----- DATA

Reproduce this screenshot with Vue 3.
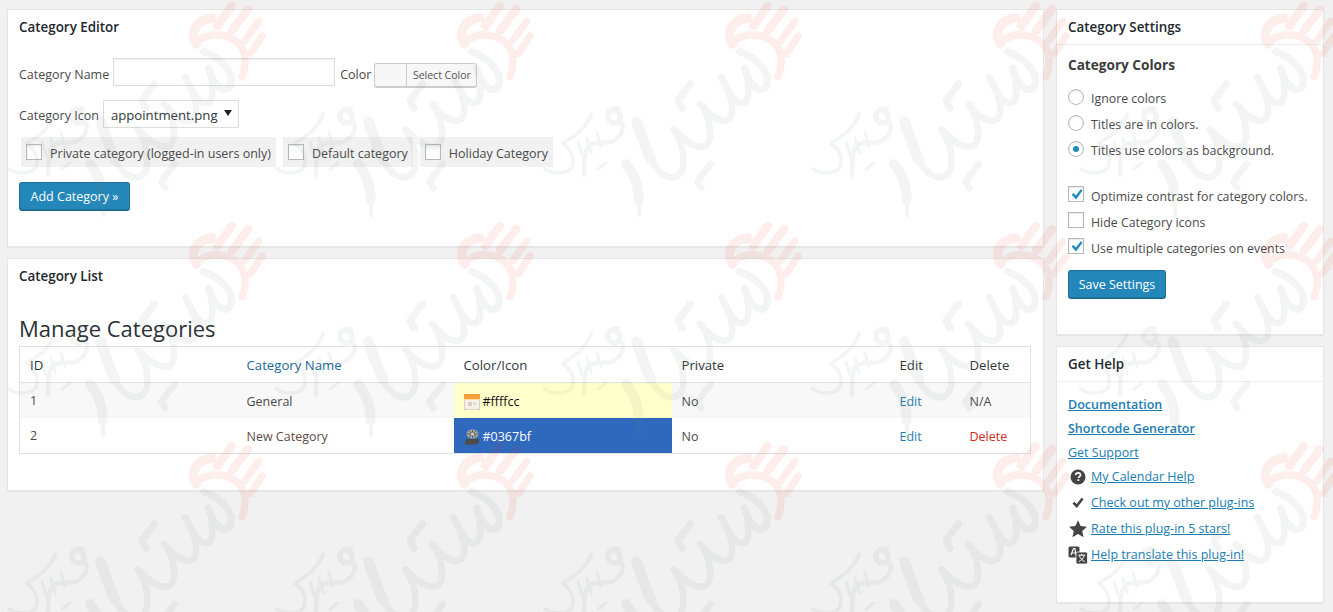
<script setup>
const radios = [
  { label: 'Ignore colors', on: false },
  { label: 'Titles are in colors.', on: false },
  { label: 'Titles use colors as background.', on: true },
];

const options = [
  { label: 'Optimize contrast for category colors.', on: true },
  { label: 'Hide Category icons', on: false },
  { label: 'Use multiple categories on events', on: true },
];

const flags = ['Private category (logged-in users only)', 'Default category', 'Holiday Category'];
</script>

<template>
  <div class="page">
    <main class="main-col">
      <section class="panel editor">
        <h2 class="bare-title">Category Editor</h2>
        <div class="row name-row">
          <label class="field-label">Category Name</label>
          <input class="text-input" type="text" />
          <label class="field-label color-label">Color</label>
          <span class="color-btn"><span class="swatch"></span><span class="pick">Select Color</span></span>
        </div>
        <div class="row icon-row">
          <label class="icon-label">Category Icon</label>
          <span class="select-wrap">
            <select class="icon-select">
              <option>appointment.png</option>
            </select>
          </span>
        </div>
        <div class="flags">
          <label v-for="flag in flags" :key="flag" class="flag">
            <span class="box"></span>
            <span>{{ flag }}</span>
          </label>
        </div>
        <button class="wp-btn add-btn">Add Category »</button>
      </section>

      <section class="panel list">
        <h2 class="bare-title">Category List</h2>
        <h1 class="manage">Manage Categories</h1>
        <table class="cats">
          <thead>
            <tr>
              <th class="c-id">ID</th>
              <th class="c-name"><a>Category Name</a></th>
              <th class="c-color">Color/Icon</th>
              <th class="c-private">Private</th>
              <th class="c-edit">Edit</th>
              <th class="c-del">Delete</th>
            </tr>
          </thead>
          <tbody>
            <tr class="odd">
              <td class="id-cell">1</td>
              <td class="name-cell">General</td>
              <td class="light-cell">
                <span class="color-wrap">
                  <svg width="16" height="16" viewBox="0 0 16 16">
                    <rect x="0.5" y="0.5" width="15" height="15" fill="#f6f1e8" stroke="#d8d2c6" />
                    <rect x="0" y="0" width="16" height="5" fill="#f5a13c" />
                    <rect x="0" y="5" width="16" height="1" fill="#fbd9a6" />
                    <rect x="4" y="8" width="4" height="4" fill="#e8c8c0" />
                    <rect x="9" y="8" width="3" height="3" fill="#d9dde6" />
                  </svg>
                  #ffffcc
                </span>
              </td>
              <td>No</td>
              <td><a class="edit">Edit</a></td>
              <td>N/A</td>
            </tr>
            <tr>
              <td class="id-cell">2</td>
              <td class="name-cell new-cat">New Category</td>
              <td class="blue-cell">
                <span class="color-wrap">
                  <svg width="16" height="16" viewBox="0 0 16 16">
                    <path d="M0.500 15.500l1.500-5.500h13v2.500l-2 3z" fill="#4e4c48" />
                    <ellipse cx="8.500" cy="5" rx="6" ry="4.500" fill="#a9a9a4" />
                    <path d="M8.500 1v8M3 5h11M5 2l7 6M12 2L5 8" stroke="#5a5a56" stroke-width="1" />
                    <circle cx="8.500" cy="5" r="1.500" fill="#d2d2cc" />
                  </svg>
                  #0367bf
                </span>
              </td>
              <td>No</td>
              <td><a class="edit">Edit</a></td>
              <td><a class="del">Delete</a></td>
            </tr>
          </tbody>
        </table>
      </section>
    </main>

    <aside class="side-col">
      <section class="panel settings">
        <h2 class="side-title">Category Settings</h2>
        <div class="side-body">
          <h3 class="sub-title">Category Colors</h3>
          <ul class="radio-list">
            <li v-for="r in radios" :key="r.label">
              <span class="radio" :class="{ on: r.on }"></span>
              <span>{{ r.label }}</span>
            </li>
          </ul>
          <ul class="check-list">
            <li v-for="o in options" :key="o.label">
              <span class="box">
                <svg v-if="o.on" width="16" height="16" viewBox="0 0 16 16">
                  <path d="M2.600 7.600l1.700-1.700 2.500 2.500 5-6.200 1.800 1.400-6.600 8.800z" fill="#1e8cbe" />
                </svg>
              </span>
              <span>{{ o.label }}</span>
            </li>
          </ul>
          <button class="wp-btn save-btn">Save Settings</button>
        </div>
      </section>

      <section class="panel help">
        <h2 class="side-title">Get Help</h2>
        <div class="side-body help-body">
          <a class="strong">Documentation</a>
          <a class="strong">Shortcode Generator</a>
          <a>Get Support</a>
          <div class="help-links">
            <div class="help-row">
              <svg width="20" height="20" viewBox="0 0 20 20">
                <circle cx="10" cy="10" r="7.500" fill="#444" />
                <path d="M7.600 8.100c.1-1.500 1.100-2.200 2.500-2.200s2.400.8 2.400 2c0 1.700-2 1.600-2 3.200" fill="none" stroke="#fff" stroke-width="1.700" />
                <rect x="9.500" y="12.200" width="1.800" height="1.800" fill="#fff" />
              </svg>
              <a>My Calendar Help</a>
            </div>
            <div class="help-row">
              <svg width="20" height="20" viewBox="0 0 20 20">
                <path d="M4.500 10.500l1.800-1.800 2.300 2.300 5-6.300 2 1.500-6.800 8.800z" fill="#444" />
              </svg>
              <a>Check out my other plug-ins</a>
            </div>
            <div class="help-row">
              <svg width="20" height="20" viewBox="0 0 20 20">
                <path d="M10 1.200l2.600 5.900 6.400.6-4.800 4.300 1.400 6.300L10 15.100l-5.600 3.200 1.400-6.300L1 7.700l6.400-.6z" fill="#444" />
              </svg>
              <a>Rate this plug-in 5 stars!</a>
            </div>
            <div class="help-row">
              <svg width="20" height="20" viewBox="0 0 20 20">
                <rect x="0.500" y="1.500" width="11" height="11" rx="1.500" fill="#444" />
                <path d="M3 10l2.500-6.500h1.400L8 10M3.900 8h3.400" fill="none" stroke="#fff" stroke-width="1.200" />
                <rect x="8" y="7" width="11.500" height="12" rx="1.500" fill="#444" stroke="#fff" stroke-width="0.800" />
                <path d="M10.300 10.200h7M13.800 8.800v1.400M11.300 10.600c1 3 3.400 5 5.500 6M16.300 10.600c-1 3-3.400 5-5.500 6" fill="none" stroke="#fff" stroke-width="1" />
              </svg>
              <a>Help translate this plug-in!</a>
            </div>
          </div>
        </div>
      </section>
    </aside>

    <svg class="watermark" width="1333" height="612" aria-hidden="true">
      <defs>
        <pattern id="wm" x="5" y="0" width="268" height="220" patternUnits="userSpaceOnUse">
          <g transform="translate(-69 0) scale(0.3333)" opacity="0.085" fill="none" stroke="#6e8278" stroke-linecap="round" stroke-linejoin="round">
            <path stroke-width="22" d="M803 155C850 170 895 215 885 252C875 282 838 272 818 205" />
            <path stroke-width="20" d="M818 205C838 270 832 332 792 302C772 286 758 252 748 232" />
            <path stroke-width="20" d="M752 240C792 310 790 368 750 362C722 356 702 332 684 312" />
            <path stroke-width="22" d="M655 252L618 302L630 324" />
            <path stroke-width="20" d="M690 315C722 370 722 438 692 440C652 442 624 405 604 388" />
            <path stroke-width="20" d="M606 392C642 442 648 528 602 532C572 532 552 510 536 478" />
            <path stroke-width="32" d="M536 478C520 440 505 400 494 365" />
            <path stroke-width="30" d="M462 492C490 525 500 560 500 600" />
            <path stroke-width="13" d="M500 600L502 645" />
            <path stroke-width="20" d="M716 492L676 545L688 564" />
            <path stroke-width="11" d="M358 342C338 390 305 410 272 430C296 448 310 472 300 502C285 526 240 522 218 506" />
            <path stroke-width="17" d="M438 328C410 322 395 352 420 368C448 378 452 340 430 332" />
            <path stroke-width="13" d="M452 372C456 402 432 430 395 428C372 426 350 430 342 450C336 480 336 505 336 525" />
            <path stroke-width="9" d="M375 398L387 440M345 414L358 460M318 426L332 470" />
            <path stroke-width="9" d="M402 488L378 508" />
          </g>
          <g transform="translate(175 0) scale(0.3333)" opacity="0.09" fill="none" stroke="#e63220" stroke-linecap="round" stroke-linejoin="round">
            <path stroke-width="26" d="M112 78L155 18" />
            <path stroke-width="26" d="M156 92L204 28" />
            <path stroke-width="22" d="M194 122L236 64" />
            <path stroke-width="22" d="M212 160L246 108" />
            <path stroke-width="28" d="M96 54C50 58 26 98 50 132" />
            <path stroke-width="22" d="M62 118C112 88 178 112 192 158" />
            <path stroke-width="22" d="M192 158C200 190 194 212 186 230" />
          </g>
        </pattern>
      </defs>
      <rect width="1333" height="612" fill="url(#wm)" />
    </svg>
  </div>
</template>

<style>
html,
body {
  margin: 0;
  background: #f1f1f1;
}
</style>

<style scoped>
.page {
  position: relative;
  display: flex;
  gap: 12px;
  width: 1333px;
  height: 612px;
  box-sizing: border-box;
  padding: 9px 9px 0 7px;
  overflow: hidden;
  background: #f1f1f1;
  font-family: "Open Sans", "Noto Sans", sans-serif;
  font-size: 12.5px;
  color: #4a4a4a;
}

.main-col {
  display: flex;
  flex-direction: column;
  gap: 11px;
  width: 1037px;
}

.side-col {
  display: flex;
  flex-direction: column;
  gap: 11px;
  width: 268px;
}

.panel {
  box-sizing: border-box;
  background: #fff;
  border: 1px solid #e5e5e5;
  box-shadow: 0 1px 1px rgba(0, 0, 0, 0.04);
}

.editor {
  height: 238px;
  padding: 0 10px;
}

.list {
  height: 233px;
  padding: 0 10px;
}

.settings {
  height: 326px;
}

.help {
  height: 257px;
}

.bare-title {
  margin: 0;
  padding: 8px 0 0 1px;
  font-size: 13.4px;
  line-height: 18px;
  font-weight: 600;
  color: #23282d;
}

.row {
  display: flex;
  align-items: center;
}

.name-row {
  margin-top: 22px;
  margin-left: 1px;
  height: 28px;
}

.icon-row {
  margin-top: 14px;
  margin-left: 1px;
  height: 28px;
}

.field-label {
  padding-top: 4px;
}

.icon-label {
  padding-top: 2px;
}

.text-input {
  box-sizing: border-box;
  width: 222px;
  height: 28px;
  margin: 0 5px 0 4px;
  padding: 0;
  background: #fff;
  border: 1px solid #ddd;
  box-shadow: inset 0 1px 2px rgba(0, 0, 0, 0.07);
}

.color-label {
  margin-right: 3px;
}

.color-btn {
  display: flex;
  box-sizing: border-box;
  width: 103px;
  height: 25px;
  margin-top: 7px;
  background: #f7f7f7;
  border: 1px solid #ccc;
  border-bottom-width: 2px;
  border-radius: 3px;
}

.swatch {
  width: 31px;
  border-right: 1px solid #ccc;
}

.pick {
  flex: 1;
  text-align: center;
  font-size: 10.5px;
  line-height: 22px;
  color: #555;
}

.select-wrap {
  position: relative;
  display: block;
  width: 136px;
  height: 28px;
  margin-left: 4px;
}

.select-wrap::after {
  content: "";
  position: absolute;
  right: 7px;
  top: 10px;
  border-left: 4px solid transparent;
  border-right: 4px solid transparent;
  border-top: 6px solid #222;
}

.icon-select {
  appearance: none;
  box-sizing: border-box;
  width: 136px;
  height: 28px;
  padding: 2px 0 0 7px;
  background: #fff;
  border: 1px solid #ddd;
  border-radius: 0;
  font-family: inherit;
  font-size: 13.2px;
  color: #32373c;
}

.flags {
  display: flex;
  gap: 7px;
  margin: 9px 0 0 3px;
}

.flag {
  display: flex;
  gap: 8px;
  height: 30px;
  padding: 0 5px;
  background: #f1f1f1;
  line-height: 33px;
}

.box {
  flex: none;
  box-sizing: border-box;
  display: block;
  width: 16px;
  height: 16px;
  background: #fff;
  border: 1px solid #b4b9be;
  box-shadow: inset 0 1px 2px rgba(0, 0, 0, 0.1);
}

.flag .box {
  margin-top: 7px;
}

.wp-btn {
  display: block;
  box-sizing: border-box;
  height: 29px;
  padding: 0;
  background: #2487b9;
  border: 1px solid #1b6f99;
  border-bottom-width: 2px;
  border-radius: 3px;
  font-family: inherit;
  font-size: 12.5px;
  color: #fff;
}

.add-btn {
  width: 111px;
  margin-top: 15px;
  margin-left: 1px;
}

.save-btn {
  width: 98px;
  margin-top: 6px;
}

.manage {
  margin: 29px 0 0 1px;
  font-size: 22px;
  line-height: 28px;
  font-weight: 400;
  color: #2c3136;
}

.cats {
  box-sizing: border-box;
  width: 1012px;
  height: 108px;
  margin: 4px 0 0 1px;
  table-layout: fixed;
  border-collapse: collapse;
  border: 1px solid #e1e1e1;
}

.cats th,
.cats td {
  box-sizing: border-box;
  padding: 2px 0 0 10px;
  height: 35px;
  text-align: left;
  font-weight: 400;
}

.cats th {
  height: 36px;
  padding-top: 0;
  border-bottom: 1px solid #e1e1e1;
  font-size: 13.2px;
  color: #32373c;
}

.c-id { width: 216px; }
.c-name { width: 218px; }
.c-color { width: 218px; }
.c-private { width: 218px; }
.c-edit { width: 70px; }

.cats .c-name,
.cats .name-cell {
  padding-left: 11px;
}

.c-name a {
  color: #21699b;
}

.odd td {
  background: #f8f8f8;
}

.cats .id-cell {
  padding-bottom: 2px;
}

.new-cat {
  color: #5f4d48;
}

.cats .light-cell {
  background: #ffffcc;
  color: #111;
}

.cats .blue-cell {
  background: #2f69bd;
  color: #fff;
}

.color-wrap {
  display: flex;
  align-items: center;
  gap: 3px;
}

.edit {
  color: #1f7fb3;
}

.del {
  color: #cf2c17;
}

.side-title {
  box-sizing: border-box;
  height: 35px;
  margin: 0;
  padding: 8px 11px 0;
  border-bottom: 1px solid #eee;
  font-size: 13.4px;
  line-height: 18px;
  font-weight: 600;
  color: #23282d;
}

.side-body {
  padding: 0 11px;
}

.sub-title {
  margin: 11px 0 0;
  font-size: 13.6px;
  line-height: 18px;
  font-weight: 700;
  color: #3d3d3d;
}

.radio-list,
.check-list {
  margin: 0;
  padding: 0;
  list-style: none;
  font-size: 12.35px;
}

.radio-list {
  margin-top: 15px;
}

.radio-list li,
.check-list li {
  display: flex;
  gap: 7px;
  height: 26px;
  line-height: 19px;
}

.check-list li {
  line-height: 21px;
}

.check-list {
  margin-top: 19px;
}

.radio {
  position: relative;
  box-sizing: border-box;
  flex: none;
  width: 16px;
  height: 16px;
  background: #fff;
  border: 1px solid #b4b9be;
  border-radius: 50%;
  box-shadow: inset 0 1px 2px rgba(0, 0, 0, 0.1);
}

.radio.on::after {
  content: "";
  position: absolute;
  left: 4px;
  top: 4px;
  width: 6px;
  height: 6px;
  border-radius: 50%;
  background: #1e8cbe;
}

.help-body {
  display: flex;
  flex-direction: column;
  align-items: flex-start;
  padding-top: 11px;
}

.help-body a {
  color: #1a7db3;
  text-decoration: underline;
  line-height: 24px;
}

.help-body .strong {
  font-weight: 600;
}

.help-links {
  display: flex;
  flex-direction: column;
  margin-top: -1px;
}

.help-row {
  display: flex;
  align-items: center;
  gap: 3px;
  height: 26px;
}

.watermark {
  position: absolute;
  left: 0;
  top: 0;
  pointer-events: none;
  filter: blur(0.5px);
}
</style>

----------

**WHAT THE TASK ASKS**
All lines above with "this" in them should be returned.

**SOLVED EXERCISE**
Reproduce this screenshot with Vue 3.
              <a>Rate this plug-in 5 stars!</a>
              <a>Help translate this plug-in!</a>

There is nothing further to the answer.